According to a study done by the Rodel Foundation of Delaware, in the past decade charter school attendance has risen 106% while private schools have seen their enrollment drop about 29%. At the same time, public school attendance has steadily increased. Many people argue that charter schools take high achieving students from public schools. However, statistics like these show a different picture, and the argument can be made that charter schools are actually drawing kids that would normally go to private schools, thus increasing the attendance of the Delaware education system in total. The rise in charter school attendance is also likely a result of mounting frustrations with the Delaware public school system, which ranked 26th in US News’ ranking of state public education systems. Rising academic expectations of charter schools has led many parents, who would normally choose private schools, to view charter schools as a viable option. And with schools like the Charter School of Wilmington and Newark Charter scoring far above the average on state testing, parents are trying harder than ever to get their kids into successful charter schools.

As a Charter School of Wilmington school alumnus researching charter schools, I was surprised to learn that the history of charter schools in Delaware is not as clean as one might hope. Many charter schools, even some opened as recently as last year, suffered from financial troubles and administrative mismanagement. Others found issues meeting enrollment expectations and even saw below average student academic performance on state testing. Many charter schools have been closed since 1996, when the first charter schools were opened, and most people would see this as an example for why charter schools are not the answer for Delaware’s education problems. However, I believe that these closings are healthy and represent a higher level of accountability not found in public schools. Meanwhile, the charter schools that do remain open offer specialized education, often at a higher level than public schools. And with the help of groups like the Delaware Charter Schools Network, charter schools can help one another overcome starting issues and successful charters can show the way for struggling ones.
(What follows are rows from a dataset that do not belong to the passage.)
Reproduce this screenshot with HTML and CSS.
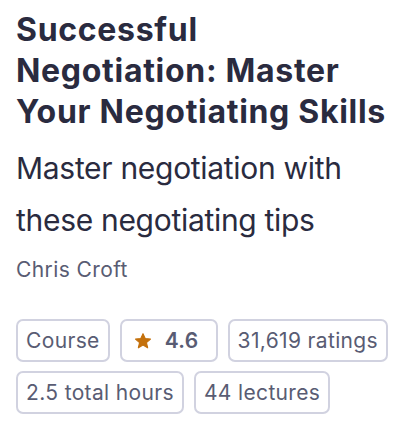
FILE: index.html
```html
<!DOCTYPE html>
<html lang="en">
<head>
<meta charset="utf-8">
<title>Course</title>
<link rel="stylesheet" href="styles.css">
</head>
<body>
<main class="card">
  <h1 class="title">Successful Negotiation: Master Your Negotiating Skills</h1>
  <p class="subtitle">Master negotiation with these negotiating tips</p>
  <p class="author">Chris Croft</p>
  <ul class="tags">
    <li class="tag">Course</li>
    <li class="tag tag-rating">
      <svg class="star" viewBox="0 0 24 24" width="18" height="18" aria-hidden="true"><path d="M12 2.2l2.9 6.6 7.1.6-5.4 4.7 1.6 7-6.2-3.7-6.2 3.7 1.6-7L2 9.4l7.1-.6z" fill="#c4710d" stroke="#c4710d" stroke-width="1.5" stroke-linejoin="round"/></svg>
      <span class="rating">4.6</span>
    </li>
    <li class="tag">31,619 ratings</li>
    <li class="tag">2.5 total hours</li>
    <li class="tag">44 lectures</li>
  </ul>
</main>
</body>
</html>
```

FILE: styles.css
```css
* { box-sizing: border-box; }
html, body { margin: 0; padding: 0; background: #fff; }
body { font-family: Inter, "Liberation Sans", Arial, sans-serif; color: #2a2b3f; }
.card { display: flex; flex-direction: column; padding: 10px 16px 0; }
.title { margin: 0; font-size: 32px; line-height: 40.8px; font-weight: 700; letter-spacing: 0.7px; }
.subtitle { margin: 10px 0 0; font-size: 30px; line-height: 52px; font-weight: 400; letter-spacing: -0.3px; }
.author { margin: 9px 0 0; font-size: 21px; line-height: 30px; color: #595c73; letter-spacing: 0.4px; }
.tags { list-style: none; margin: 34px 0 0; padding: 0; display: flex; flex-wrap: wrap; gap: 9px 10px; }
.tag { height: 43px; border: 2px solid #d1d2e0; border-radius: 7px; padding: 0 8px; display: flex; align-items: center; gap: 13px; font-size: 21px; color: #595c73; letter-spacing: 0.35px; }
.tag-rating { padding: 0 17px 0 12px; }
.rating { font-weight: 600; }
.star { display: block; }
```
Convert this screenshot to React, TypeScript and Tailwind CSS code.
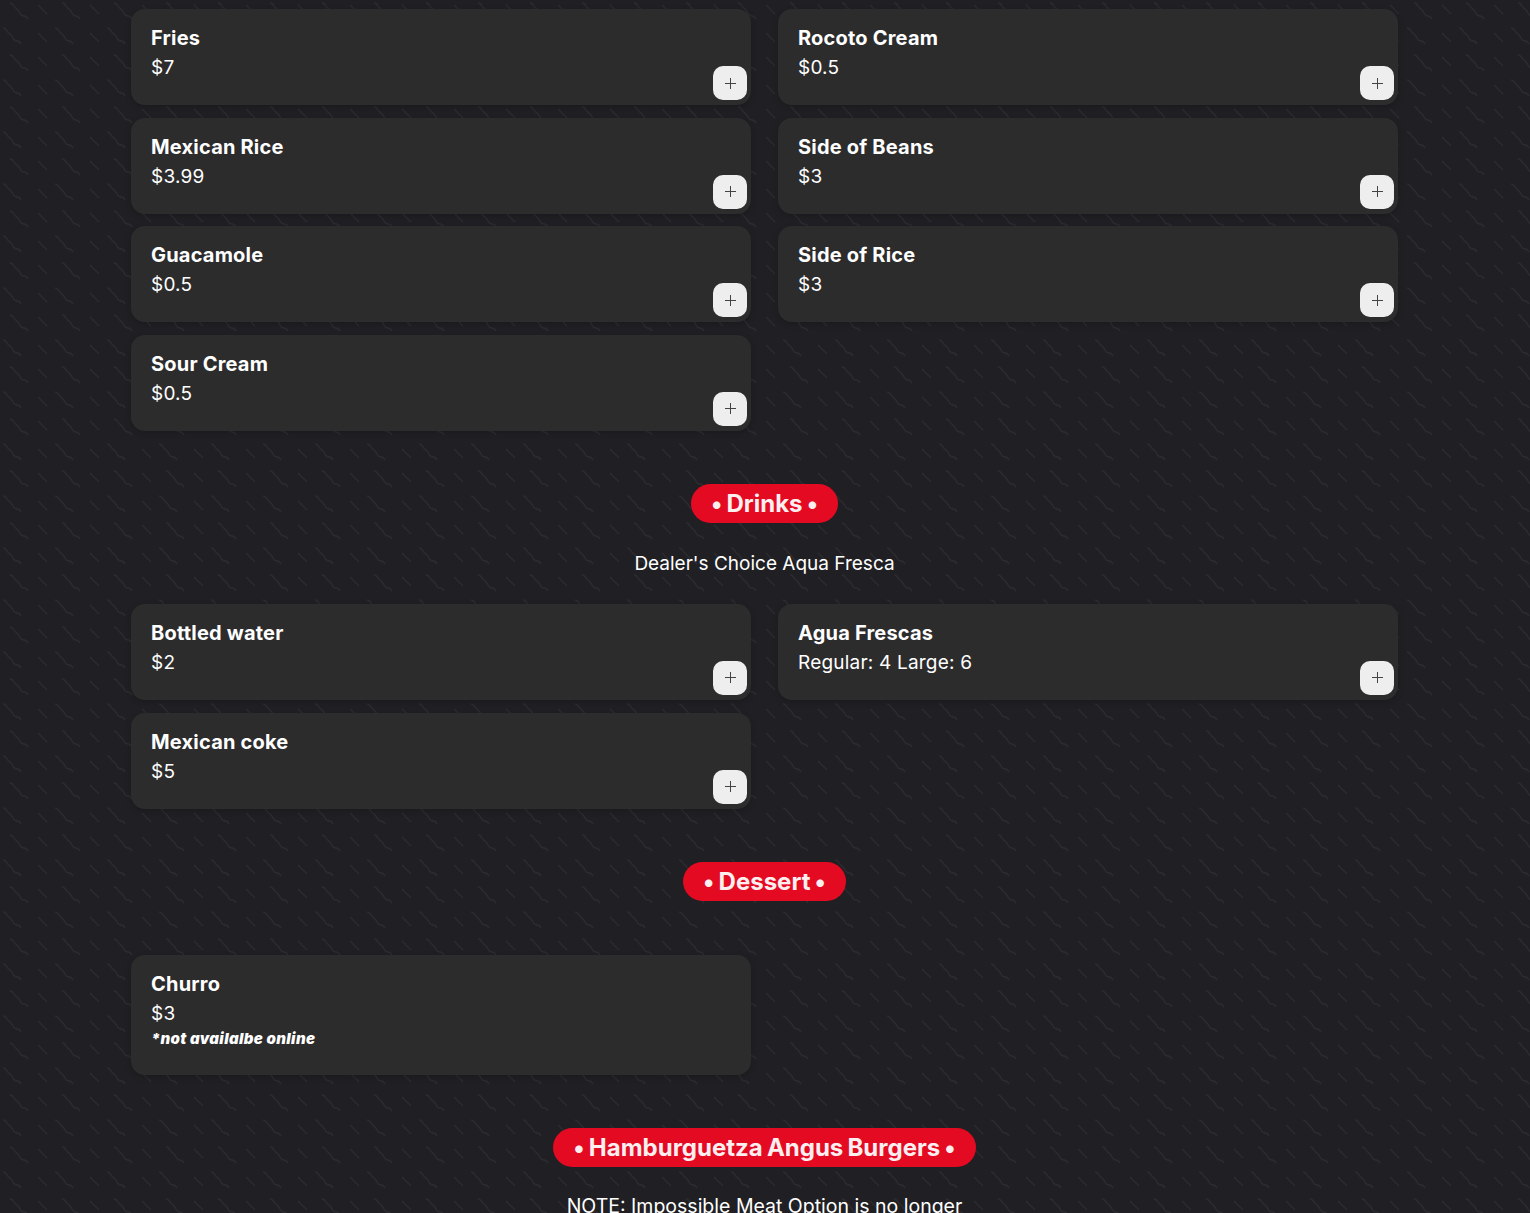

Because of where I live and the construction of Delaware feeder patterns, in 8th grade I was on track to go to Dickinson High School. In the 2015-2016 year, Dickinson recorded a 28.11/50 on ELA Proficiency, a 16.67/50 on Math Proficiency, and a 3.51/25 on Science Proficiency. Conversely, the Charter School of Wilmington scored a 50/50, 49.85/50, and a 23.13/25 on the same tests in 2015-2016. Based on results like these, I applied to St. Marks, Salesianum, Delaware Military Academy, Conrad School of the Sciences, the Charter School of Wilmington, and I choiced into A.I. du Pont. I applied to six high schools to avoid my local public high school. When I told this story to my cousins from Georgia, they could not believe it, as they had just enrolled to their local high school as their first and last resort. However, with the variability in state testing shown above, my application process was a necessary one. The inconsistency of academic success of schools in Delaware reinforces the lack of faith many Delawareans have in their education system. The results of my very own one-person study reveals obvious results: charter schools allow an opportunity for a specific and often higher level of education than do public schools in Delaware.